Earth and Space - The Solar System and Planetary Motion

If a student has a mass of $40 \text{ kg}$ and the gravity on Earth is $g \approx 9.8 \text{ m/s}^2$, calculate their weight in Newtons ($N$).

$W = 40 \text{ kg} \times 9.8 \text{ m/s}^2 = 392 \text{ N}$

Weight is the force of gravity acting on an object's mass. Even if the student travels to the Moon, their mass remains $40 \text{ kg}$, but their weight would decrease because the Moon's $g$ is smaller.

Light from the Sun travels at a speed of $c \approx 3 \times 10^{5} \text{ km/s}$. How long does it take light to travel $1 \text{ AU}$ ($1.5 \times 10^{8} \text{ km}$)?

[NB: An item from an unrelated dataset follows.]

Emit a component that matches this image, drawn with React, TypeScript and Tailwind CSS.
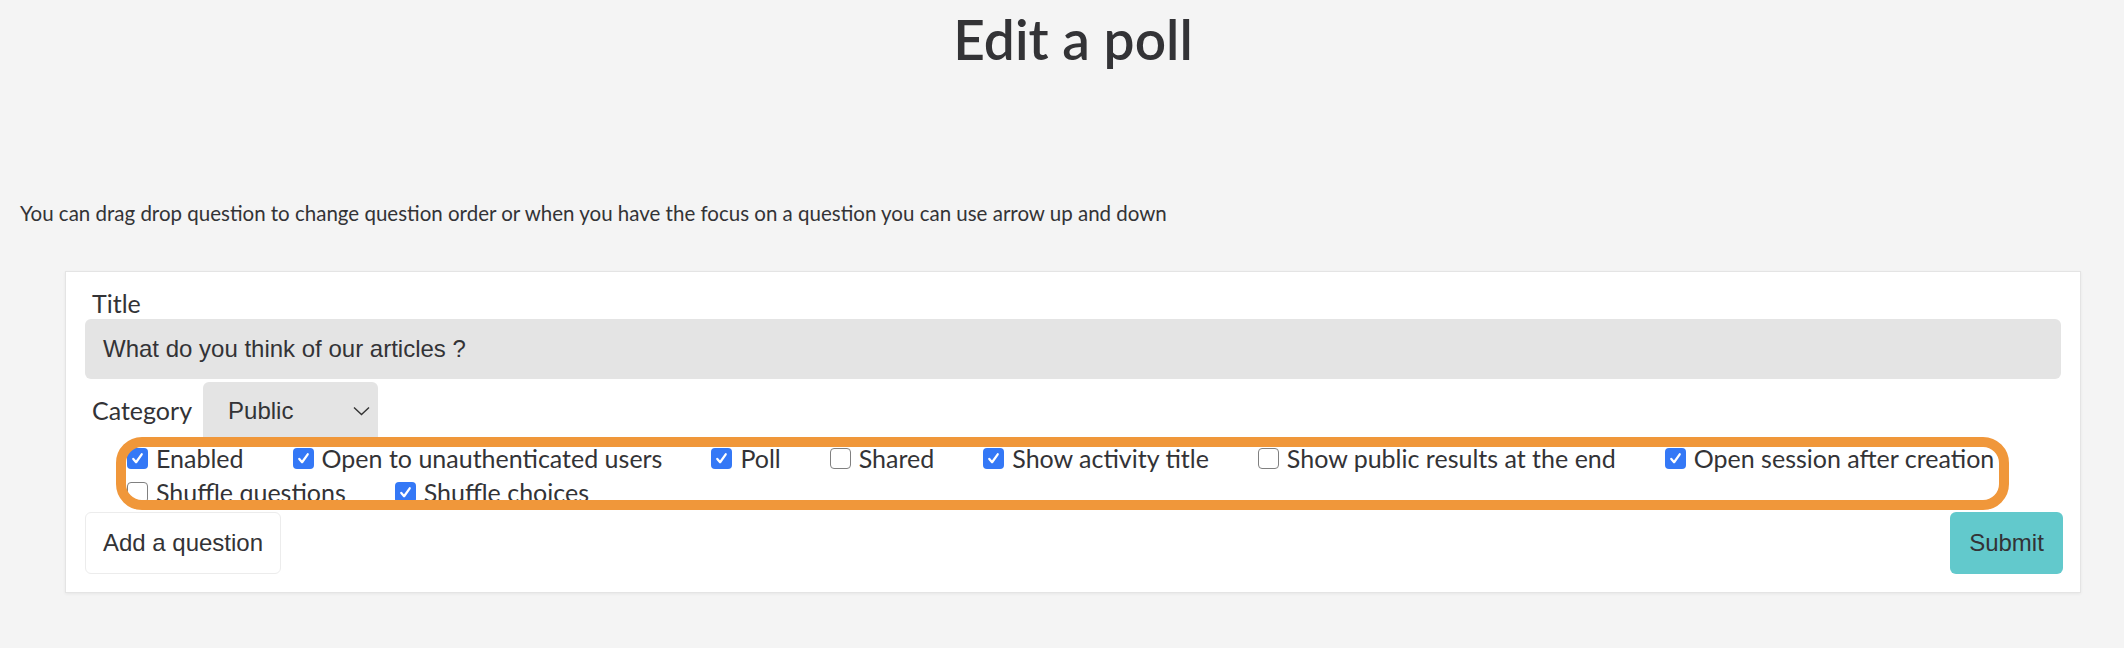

$t = \frac{1.5 \times 10^{8} \text{ km}}{3 \times 10^{5} \text{ km/s}} = 500 \text{ seconds}$

By dividing the average distance of Earth from the Sun by the speed of light, we find that it takes approximately $8 \text{ minutes}$ and $20 \text{ seconds}$ for sunlight to reach us.

Why does the Earth stay in orbit around the Sun instead of flying off into space?

The balance between Earth's forward velocity and the Sun's gravitational pull ($F = G \frac{m_1 m_2}{r^2}$) creates a stable orbit.

Gravity acts as a centripetal force, constantly pulling the Earth toward the Sun, while the Earth's inertia tries to keep it moving in a straight line, resulting in an elliptical path.